[Records with interface code]

* start *

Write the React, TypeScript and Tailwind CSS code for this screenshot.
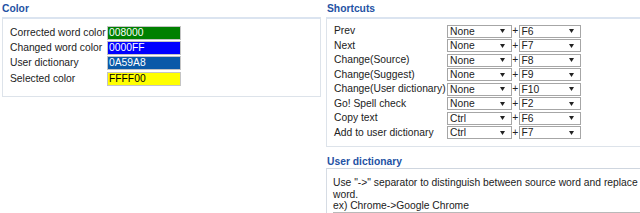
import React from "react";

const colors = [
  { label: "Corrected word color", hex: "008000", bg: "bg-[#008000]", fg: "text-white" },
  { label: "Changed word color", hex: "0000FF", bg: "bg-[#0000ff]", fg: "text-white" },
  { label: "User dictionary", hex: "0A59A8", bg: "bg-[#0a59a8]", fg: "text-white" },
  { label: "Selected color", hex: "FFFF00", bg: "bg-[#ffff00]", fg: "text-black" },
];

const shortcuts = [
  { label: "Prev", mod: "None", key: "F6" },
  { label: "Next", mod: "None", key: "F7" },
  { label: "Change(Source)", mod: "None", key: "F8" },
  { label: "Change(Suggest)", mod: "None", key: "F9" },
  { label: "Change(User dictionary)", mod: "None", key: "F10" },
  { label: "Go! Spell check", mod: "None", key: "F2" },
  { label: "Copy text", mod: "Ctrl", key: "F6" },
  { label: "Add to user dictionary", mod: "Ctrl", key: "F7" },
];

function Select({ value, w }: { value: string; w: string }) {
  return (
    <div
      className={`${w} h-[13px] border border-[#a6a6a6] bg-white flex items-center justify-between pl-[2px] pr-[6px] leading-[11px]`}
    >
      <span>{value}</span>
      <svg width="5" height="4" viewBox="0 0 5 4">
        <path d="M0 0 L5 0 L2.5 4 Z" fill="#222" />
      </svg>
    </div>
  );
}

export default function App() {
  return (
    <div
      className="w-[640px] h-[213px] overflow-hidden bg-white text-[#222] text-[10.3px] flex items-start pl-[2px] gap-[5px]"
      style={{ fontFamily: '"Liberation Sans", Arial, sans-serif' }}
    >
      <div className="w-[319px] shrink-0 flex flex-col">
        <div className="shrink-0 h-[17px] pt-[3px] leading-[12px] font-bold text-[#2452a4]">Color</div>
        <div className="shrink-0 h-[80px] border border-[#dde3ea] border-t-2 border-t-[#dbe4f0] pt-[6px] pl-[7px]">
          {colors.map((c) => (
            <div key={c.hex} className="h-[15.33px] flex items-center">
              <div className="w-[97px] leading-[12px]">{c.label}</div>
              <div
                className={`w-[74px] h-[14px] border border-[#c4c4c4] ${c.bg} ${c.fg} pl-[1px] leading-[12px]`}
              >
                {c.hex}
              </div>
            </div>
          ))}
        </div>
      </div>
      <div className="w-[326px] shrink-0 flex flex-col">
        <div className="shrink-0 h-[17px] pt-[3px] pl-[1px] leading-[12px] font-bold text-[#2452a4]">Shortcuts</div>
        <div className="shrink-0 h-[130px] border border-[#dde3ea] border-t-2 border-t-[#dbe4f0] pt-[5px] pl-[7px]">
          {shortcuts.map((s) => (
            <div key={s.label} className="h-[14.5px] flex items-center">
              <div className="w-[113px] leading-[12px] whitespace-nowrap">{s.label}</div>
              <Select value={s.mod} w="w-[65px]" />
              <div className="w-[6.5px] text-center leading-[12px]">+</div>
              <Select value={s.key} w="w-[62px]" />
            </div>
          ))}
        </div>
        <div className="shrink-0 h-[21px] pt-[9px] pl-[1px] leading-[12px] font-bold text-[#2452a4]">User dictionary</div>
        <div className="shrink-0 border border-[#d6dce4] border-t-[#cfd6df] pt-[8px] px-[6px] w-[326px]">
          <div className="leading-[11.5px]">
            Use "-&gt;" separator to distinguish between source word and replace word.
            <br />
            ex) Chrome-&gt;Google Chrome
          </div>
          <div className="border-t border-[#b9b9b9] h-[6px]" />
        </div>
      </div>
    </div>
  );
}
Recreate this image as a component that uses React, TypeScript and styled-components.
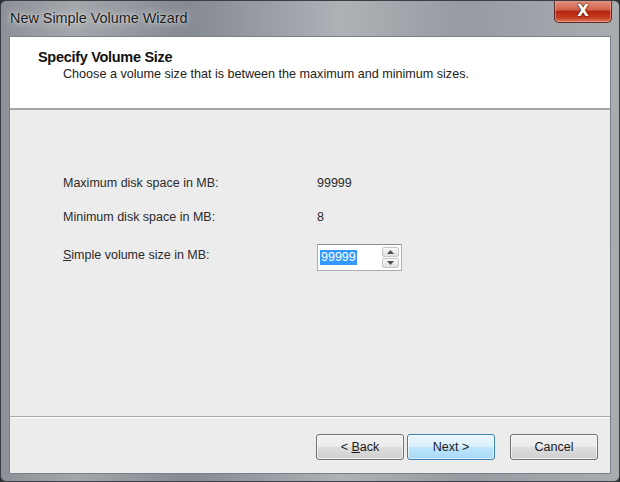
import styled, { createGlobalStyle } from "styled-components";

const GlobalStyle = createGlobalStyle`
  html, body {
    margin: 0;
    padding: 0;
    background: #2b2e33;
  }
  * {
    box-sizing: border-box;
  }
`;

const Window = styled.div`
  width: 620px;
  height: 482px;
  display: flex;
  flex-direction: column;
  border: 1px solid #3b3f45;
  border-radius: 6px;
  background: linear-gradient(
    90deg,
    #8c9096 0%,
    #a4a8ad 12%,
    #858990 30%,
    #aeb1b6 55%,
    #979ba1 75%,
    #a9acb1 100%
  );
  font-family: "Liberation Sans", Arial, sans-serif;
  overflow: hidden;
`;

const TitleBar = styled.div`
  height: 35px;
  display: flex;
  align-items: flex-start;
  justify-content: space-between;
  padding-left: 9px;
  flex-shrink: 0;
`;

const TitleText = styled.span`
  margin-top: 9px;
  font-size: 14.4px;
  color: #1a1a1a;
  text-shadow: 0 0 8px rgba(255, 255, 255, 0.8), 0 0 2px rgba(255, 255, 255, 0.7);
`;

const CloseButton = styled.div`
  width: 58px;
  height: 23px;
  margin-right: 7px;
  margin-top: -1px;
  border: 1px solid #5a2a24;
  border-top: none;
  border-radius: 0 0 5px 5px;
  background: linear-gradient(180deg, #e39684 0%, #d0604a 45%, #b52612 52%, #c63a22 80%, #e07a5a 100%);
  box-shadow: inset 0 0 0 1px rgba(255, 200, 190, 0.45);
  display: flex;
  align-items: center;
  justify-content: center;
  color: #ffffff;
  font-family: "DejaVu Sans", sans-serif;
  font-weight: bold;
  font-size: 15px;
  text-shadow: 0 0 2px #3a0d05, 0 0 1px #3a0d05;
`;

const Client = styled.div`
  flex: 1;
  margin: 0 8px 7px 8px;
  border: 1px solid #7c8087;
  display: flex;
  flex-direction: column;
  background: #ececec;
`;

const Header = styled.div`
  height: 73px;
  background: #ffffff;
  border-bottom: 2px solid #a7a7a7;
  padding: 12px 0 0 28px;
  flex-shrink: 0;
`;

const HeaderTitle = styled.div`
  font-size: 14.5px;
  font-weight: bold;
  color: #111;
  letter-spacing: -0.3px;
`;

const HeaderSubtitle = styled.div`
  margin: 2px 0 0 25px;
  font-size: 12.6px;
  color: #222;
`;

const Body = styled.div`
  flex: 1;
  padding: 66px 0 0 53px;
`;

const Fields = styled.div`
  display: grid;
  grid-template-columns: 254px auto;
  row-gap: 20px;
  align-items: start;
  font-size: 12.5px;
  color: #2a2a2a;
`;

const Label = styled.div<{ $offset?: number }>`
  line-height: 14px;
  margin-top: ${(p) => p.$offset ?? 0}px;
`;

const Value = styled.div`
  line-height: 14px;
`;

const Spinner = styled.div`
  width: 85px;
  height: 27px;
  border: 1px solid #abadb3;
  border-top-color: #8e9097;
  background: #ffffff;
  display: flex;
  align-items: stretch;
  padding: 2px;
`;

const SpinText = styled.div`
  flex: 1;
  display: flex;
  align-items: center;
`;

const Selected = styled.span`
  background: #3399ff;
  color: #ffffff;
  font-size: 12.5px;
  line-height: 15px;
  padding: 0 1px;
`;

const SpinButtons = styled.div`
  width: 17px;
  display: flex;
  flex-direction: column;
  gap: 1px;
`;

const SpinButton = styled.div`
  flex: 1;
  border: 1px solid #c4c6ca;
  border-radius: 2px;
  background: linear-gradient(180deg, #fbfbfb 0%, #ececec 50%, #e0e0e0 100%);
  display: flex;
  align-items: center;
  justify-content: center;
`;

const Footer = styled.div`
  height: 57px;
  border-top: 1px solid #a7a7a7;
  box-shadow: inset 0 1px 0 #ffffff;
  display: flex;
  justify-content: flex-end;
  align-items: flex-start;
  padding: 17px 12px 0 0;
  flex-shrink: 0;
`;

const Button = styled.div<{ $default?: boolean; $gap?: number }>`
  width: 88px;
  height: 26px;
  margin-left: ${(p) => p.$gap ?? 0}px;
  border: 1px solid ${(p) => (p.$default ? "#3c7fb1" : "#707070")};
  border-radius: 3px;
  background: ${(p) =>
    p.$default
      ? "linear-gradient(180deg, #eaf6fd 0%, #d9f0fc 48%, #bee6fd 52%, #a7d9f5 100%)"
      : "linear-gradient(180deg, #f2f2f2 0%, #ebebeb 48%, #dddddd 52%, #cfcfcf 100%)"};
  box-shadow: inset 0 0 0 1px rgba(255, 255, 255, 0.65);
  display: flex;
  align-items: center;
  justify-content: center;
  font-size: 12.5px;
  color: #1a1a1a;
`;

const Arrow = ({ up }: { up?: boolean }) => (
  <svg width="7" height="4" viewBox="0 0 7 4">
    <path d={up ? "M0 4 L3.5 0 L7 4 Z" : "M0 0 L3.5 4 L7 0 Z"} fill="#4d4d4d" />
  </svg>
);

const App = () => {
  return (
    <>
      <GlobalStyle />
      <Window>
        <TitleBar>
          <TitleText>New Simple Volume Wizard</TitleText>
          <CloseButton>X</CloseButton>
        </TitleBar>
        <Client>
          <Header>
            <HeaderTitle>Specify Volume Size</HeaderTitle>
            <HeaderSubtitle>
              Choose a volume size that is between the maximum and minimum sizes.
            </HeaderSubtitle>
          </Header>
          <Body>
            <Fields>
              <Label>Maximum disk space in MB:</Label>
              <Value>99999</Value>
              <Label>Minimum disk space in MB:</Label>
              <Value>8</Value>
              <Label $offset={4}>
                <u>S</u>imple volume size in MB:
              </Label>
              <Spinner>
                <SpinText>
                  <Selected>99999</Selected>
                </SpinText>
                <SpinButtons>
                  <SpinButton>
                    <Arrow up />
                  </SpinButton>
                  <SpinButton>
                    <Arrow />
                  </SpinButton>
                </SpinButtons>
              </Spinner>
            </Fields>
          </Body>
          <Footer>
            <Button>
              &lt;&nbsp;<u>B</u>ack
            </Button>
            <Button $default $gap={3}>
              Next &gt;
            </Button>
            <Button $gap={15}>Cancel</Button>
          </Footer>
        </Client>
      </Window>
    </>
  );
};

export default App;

* end *

- DIRECTIONS FOR THIS TASK -
Going over the lines above, work out how many include "components", then give only that number.

- EXPECTED OUTPUT -
2